Not to be rude, but does Klein actually watch CNN? Just off the top of our heads, we're thinking about the release of a certain memo from Downing Street that handed reporters, on a silver platter, an intriguing story about how Bush administration officials had decided to invade Iraq long before the bombs started dropping and were more concerned about justifying a war than preventing one.

For a solid month, CNN effectively boycotted the story. And even this week, when British Prime Minister Tony Blair arrived at the White House and was asked about the telling memo, CNN continued with its allergic reaction to the story. Since the memo was leaked on May 1, CNN has broadcast approximately 984 hours of news, during which time the Downing memo was mentioned 13 times.

By contrast, when word got out that a young American woman vacationing in Aruba had gone missing, it was all hands on deck at CNN, which in just the last seven days has reported on the story more than 110 times.
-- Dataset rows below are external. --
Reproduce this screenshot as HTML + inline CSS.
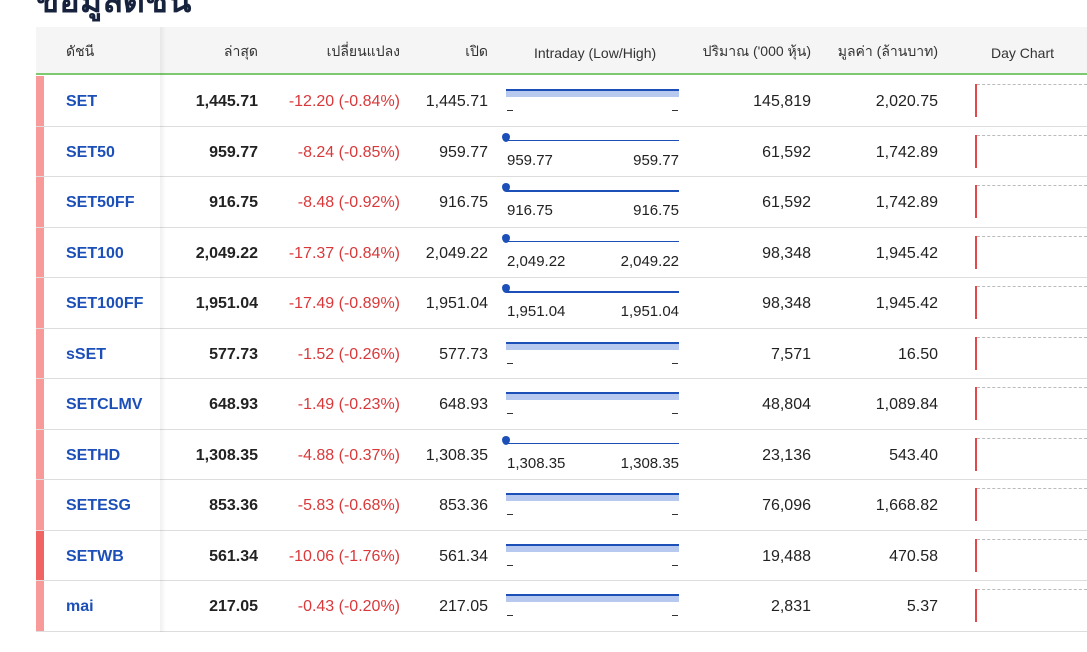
<!DOCTYPE html>
<html><head><meta charset="utf-8"><style>
*{margin:0;padding:0;box-sizing:border-box}
body{width:1087px;height:652px;background:#fff;position:relative;overflow:hidden;font-family:"Liberation Sans","Noto Sans CJK SC",sans-serif;color:#222}
.title{position:absolute;left:36px;top:-27px;font-size:34px;font-weight:bold;color:#17233d;font-family:"Liberation Sans","Noto Sans CJK SC",sans-serif}
.hdr{position:absolute;left:36px;top:27px;width:1051px;height:48px;background:#f5f5f5;border-bottom:2px solid #7cc96f;font-size:14px;color:#333}
.hdr span{position:absolute;top:15px;white-space:nowrap;line-height:18px}
.hdr span.en{top:17px}
.shadow{position:absolute;left:160px;top:27px;width:6px;height:605px;background:linear-gradient(to right,rgba(0,0,0,0.06),rgba(0,0,0,0));}
.row{position:absolute;left:36px;width:1051px;height:50.5px;border-bottom:1px solid #ddd;font-size:16px}
.row .st{position:absolute;left:0;top:0;width:8px;height:100%;background:#f99a9a}
.row span{position:absolute;top:17px;white-space:nowrap}
.nm{left:30px;color:#1c4fb8;font-weight:bold}
.la{right:829px;font-weight:bold;color:#222}
.ch{right:687px;color:#d9383a}
.op{right:599px}
.vo{right:276px}
.va{right:149px}
.bl{position:absolute;left:470px;width:173px;top:13px;height:2px;background:#1c4fb8}
.bf{position:absolute;left:470px;width:173px;top:15px;height:6px;background:#b7c9ee}
.d1{position:absolute;left:471px;top:34px;width:6px;height:1px;background:#333}
.d2{position:absolute;left:636px;top:34px;width:6px;height:1px;background:#333}
.ll{position:absolute;left:470px;width:173px;top:13px;height:1.5px;background:#1c4fb8}
.dot{position:absolute;left:466px;top:6px;width:8px;height:9px;border-radius:50% 50% 50% 50%/40% 40% 60% 60%;background:#1c4fb8}
.row span.lo{left:471px;top:25px;font-size:15px}
.row span.hi{right:408px;top:25px;font-size:15px}
.rv{position:absolute;left:939px;top:8px;width:2px;height:33px;background:#e04a4a}
.dl{position:absolute;left:941px;top:8px;width:110px;border-top:1px dashed #bbb}
</style></head><body>
<div class="title">ข้อมูลดัชนี</div>
<div class="hdr">
<span style="left:30px">ดัชนี</span>
<span style="right:829px">ล่าสุด</span>
<span style="right:687px">เปลี่ยนแปลง</span>
<span style="right:599px">เปิด</span>
<span class="en" style="left:498px">Intraday (Low/High)</span>
<span style="right:276px">ปริมาณ ('000 หุ้น)</span>
<span style="right:149px">มูลค่า (ล้านบาท)</span>
<span class="en" style="left:955px">Day Chart</span>
</div>

<div class="row" style="top:76px"><div class="st"></div><span class="nm">SET</span><span class="la">1,445.71</span><span class="ch">-12.20 (-0.84%)</span><span class="op">1,445.71</span><div class="bl"></div><div class="bf"></div><div class="d1"></div><div class="d2"></div><span class="vo">145,819</span><span class="va">2,020.75</span><div class="rv"></div><div class="dl"></div></div>
<div class="row" style="top:126.5px"><div class="st"></div><span class="nm">SET50</span><span class="la">959.77</span><span class="ch">-8.24 (-0.85%)</span><span class="op">959.77</span><div class="ll"></div><div class="dot"></div><span class="lo">959.77</span><span class="hi">959.77</span><span class="vo">61,592</span><span class="va">1,742.89</span><div class="rv"></div><div class="dl"></div></div>
<div class="row" style="top:177px"><div class="st"></div><span class="nm">SET50FF</span><span class="la">916.75</span><span class="ch">-8.48 (-0.92%)</span><span class="op">916.75</span><div class="ll"></div><div class="dot"></div><span class="lo">916.75</span><span class="hi">916.75</span><span class="vo">61,592</span><span class="va">1,742.89</span><div class="rv"></div><div class="dl"></div></div>
<div class="row" style="top:227.5px"><div class="st"></div><span class="nm">SET100</span><span class="la">2,049.22</span><span class="ch">-17.37 (-0.84%)</span><span class="op">2,049.22</span><div class="ll"></div><div class="dot"></div><span class="lo">2,049.22</span><span class="hi">2,049.22</span><span class="vo">98,348</span><span class="va">1,945.42</span><div class="rv"></div><div class="dl"></div></div>
<div class="row" style="top:278px"><div class="st"></div><span class="nm">SET100FF</span><span class="la">1,951.04</span><span class="ch">-17.49 (-0.89%)</span><span class="op">1,951.04</span><div class="ll"></div><div class="dot"></div><span class="lo">1,951.04</span><span class="hi">1,951.04</span><span class="vo">98,348</span><span class="va">1,945.42</span><div class="rv"></div><div class="dl"></div></div>
<div class="row" style="top:328.5px"><div class="st"></div><span class="nm">sSET</span><span class="la">577.73</span><span class="ch">-1.52 (-0.26%)</span><span class="op">577.73</span><div class="bl"></div><div class="bf"></div><div class="d1"></div><div class="d2"></div><span class="vo">7,571</span><span class="va">16.50</span><div class="rv"></div><div class="dl"></div></div>
<div class="row" style="top:379px"><div class="st"></div><span class="nm">SETCLMV</span><span class="la">648.93</span><span class="ch">-1.49 (-0.23%)</span><span class="op">648.93</span><div class="bl"></div><div class="bf"></div><div class="d1"></div><div class="d2"></div><span class="vo">48,804</span><span class="va">1,089.84</span><div class="rv"></div><div class="dl"></div></div>
<div class="row" style="top:429.5px"><div class="st"></div><span class="nm">SETHD</span><span class="la">1,308.35</span><span class="ch">-4.88 (-0.37%)</span><span class="op">1,308.35</span><div class="ll"></div><div class="dot"></div><span class="lo">1,308.35</span><span class="hi">1,308.35</span><span class="vo">23,136</span><span class="va">543.40</span><div class="rv"></div><div class="dl"></div></div>
<div class="row" style="top:480px"><div class="st"></div><span class="nm">SETESG</span><span class="la">853.36</span><span class="ch">-5.83 (-0.68%)</span><span class="op">853.36</span><div class="bl"></div><div class="bf"></div><div class="d1"></div><div class="d2"></div><span class="vo">76,096</span><span class="va">1,668.82</span><div class="rv"></div><div class="dl"></div></div>
<div class="row" style="top:530.5px"><div class="st" style="background:#f06464"></div><span class="nm">SETWB</span><span class="la">561.34</span><span class="ch">-10.06 (-1.76%)</span><span class="op">561.34</span><div class="bl"></div><div class="bf"></div><div class="d1"></div><div class="d2"></div><span class="vo">19,488</span><span class="va">470.58</span><div class="rv"></div><div class="dl"></div></div>
<div class="row" style="top:581px"><div class="st"></div><span class="nm">mai</span><span class="la">217.05</span><span class="ch">-0.43 (-0.20%)</span><span class="op">217.05</span><div class="bl"></div><div class="bf"></div><div class="d1"></div><div class="d2"></div><span class="vo">2,831</span><span class="va">5.37</span><div class="rv"></div><div class="dl"></div></div>
<div class="shadow"></div>
</body></html>
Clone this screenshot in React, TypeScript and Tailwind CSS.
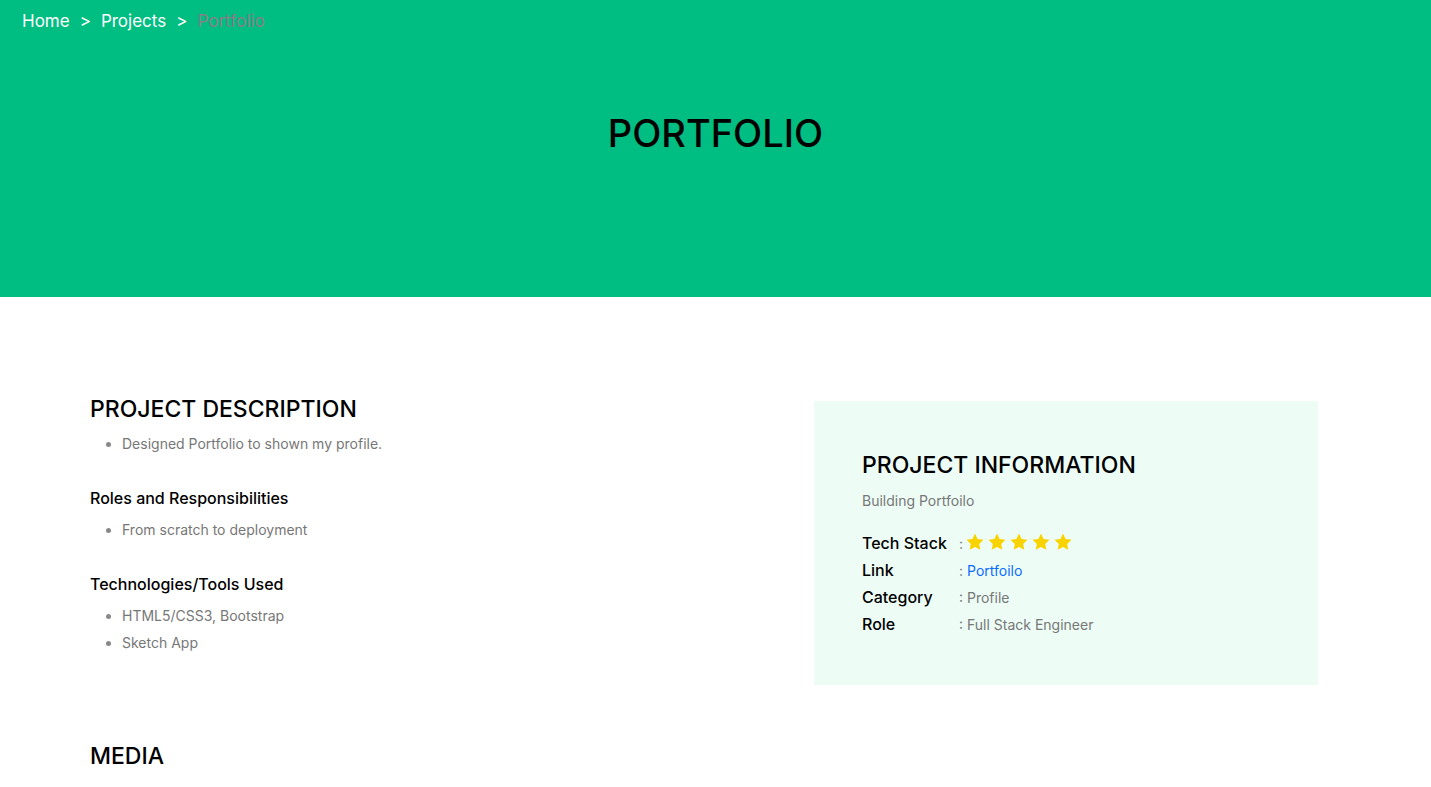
import React from "react";

const Star = () => (
  <svg width="20" height="20" viewBox="0 0 24 24" className="fill-[#f9d300]">
    <path d="M12 1.8l3.1 6.6 7.2.9-5.3 5 1.4 7.1L12 17.9l-6.4 3.5 1.4-7.1-5.3-5 7.2-.9z" />
  </svg>
);

const info = [
  { label: "Category", value: "Profile" },
  { label: "Role", value: "Full Stack Engineer" },
];

export default function App() {
  return (
    <div className="min-h-screen bg-white font-['Inter',sans-serif] text-black">
      <header className="h-[297px] bg-[#00bd81] flex flex-col">
        <nav className="flex items-center gap-[10px] pl-[22px] pt-[9px] text-[17px] text-white leading-[24px]">
          <span>Home</span>
          <span>&gt;</span>
          <span>Projects</span>
          <span>&gt;</span>
          <span className="text-[#8a7d86]">Portfolio</span>
        </nav>
        <h1 className="mt-[76px] text-center text-[38px] font-medium leading-[48px]">PORTFOLIO</h1>
      </header>

      <main className="pl-[90px] pt-[96px]">
        <div className="flex">
          <section className="w-[724px] pt-[1px]">
            <h2 className="text-[23px] font-medium leading-[30px]">PROJECT DESCRIPTION</h2>
            <ul className="mt-[9px] list-disc pl-[32px] text-[14px] text-[#777] leading-[22px] marker:text-[#888]">
              <li>Designed Portfolio to shown my profile.</li>
            </ul>
            <h3 className="mt-[31px] text-[16px] font-medium leading-[24px]">Roles and Responsibilities</h3>
            <ul className="mt-[9px] list-disc pl-[32px] text-[14px] text-[#777] leading-[22px] marker:text-[#888]">
              <li>From scratch to deployment</li>
            </ul>
            <h3 className="mt-[31px] text-[16px] font-medium leading-[24px]">Technologies/Tools Used</h3>
            <ul className="mt-[9px] list-disc pl-[32px] text-[14px] text-[#777] leading-[22px] marker:text-[#888] space-y-[5px]">
              <li>HTML5/CSS3, Bootstrap</li>
              <li>Sketch App</li>
            </ul>
          </section>

          <aside className="mt-[8px] w-[504px] h-[284px] bg-[#edfdf6] pl-[48px] pt-[49px]">
            <h2 className="text-[23px] font-medium leading-[30px]">PROJECT INFORMATION</h2>
            <p className="mt-[10px] text-[14px] text-[#777] leading-[22px]">Building Portfoilo</p>
            <div className="mt-[20px] flex flex-col gap-[5px]">
              <div className="flex items-center h-[22px]">
                <span className="w-[97px] text-[16px] font-medium">Tech Stack</span>
                <span className="text-[14px] text-[#777] mr-[2px]">:</span>
                <span className="flex gap-[2px] -mt-[2px]">
                  <Star />
                  <Star />
                  <Star />
                  <Star />
                  <Star />
                </span>
              </div>
              <div className="flex items-center h-[22px]">
                <span className="w-[97px] text-[16px] font-medium">Link</span>
                <span className="text-[14px] text-[#777]">: </span>
                <a className="ml-[4px] text-[14px] text-[#0a6cff]">Portfoilo</a>
              </div>
              {info.map((r) => (
                <div key={r.label} className="flex items-center h-[22px]">
                  <span className="w-[97px] text-[16px] font-medium">{r.label}</span>
                  <span className="text-[14px] text-[#777]">: {r.value}</span>
                </div>
              ))}
            </div>
          </aside>
        </div>

        <h2 className="mt-[56px] text-[23px] font-medium leading-[30px]">MEDIA</h2>
      </main>
    </div>
  );
}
So much for "kicking butt every day."

-- Eric Boehlert

[11:08 EDT, June 10, 2005]

Hillary Clinton and the L-word

The Gallup Poll shows that a majority of Americans still think her as "liberal," but that's not the L-word underlying the latest attack on Hillary Clinton. In his upcoming book, "The Truth About Hillary: What She Knew, When She Knew It, and How Far She'll Go to Become President," Edward Klein will apparently stretch every inch of innuendo possible out of Clinton's friendships with -- gasp! -- lesbians.

Klein says that Clinton says she was heavily influenced by a "culture of lesbianism" when she was a student at Wellesley -- and that, at her 25th reunion, she even touched the buzz-cut hairdo of a woman who was "widely rumored" to be a lesbian! The New York Post today checks in with that woman, a classmate of Clinton's who is, in fact, gay. "Yes, I am a lesbian, but I wasn't at Wellesley or for 20 years afterward," Nancy Wanderer tells the Post's Page Six. "There was no lesbian culture there at the time. I couldn't have told you one person who was lesbian. If there was, it was underground." And yes, Wanderer says, Hillary might have touched her hair at a Wellesley reunion; just about everyone at her table did -- it was really short, and people thought it was interesting. (A hot tip for Klein: We can't be sure of this, but we think it's pretty likely that, sometime or other in the course of her 57 years on this planet, Sen. Clinton might have touched the belly of a pregnant woman. You should check it out.)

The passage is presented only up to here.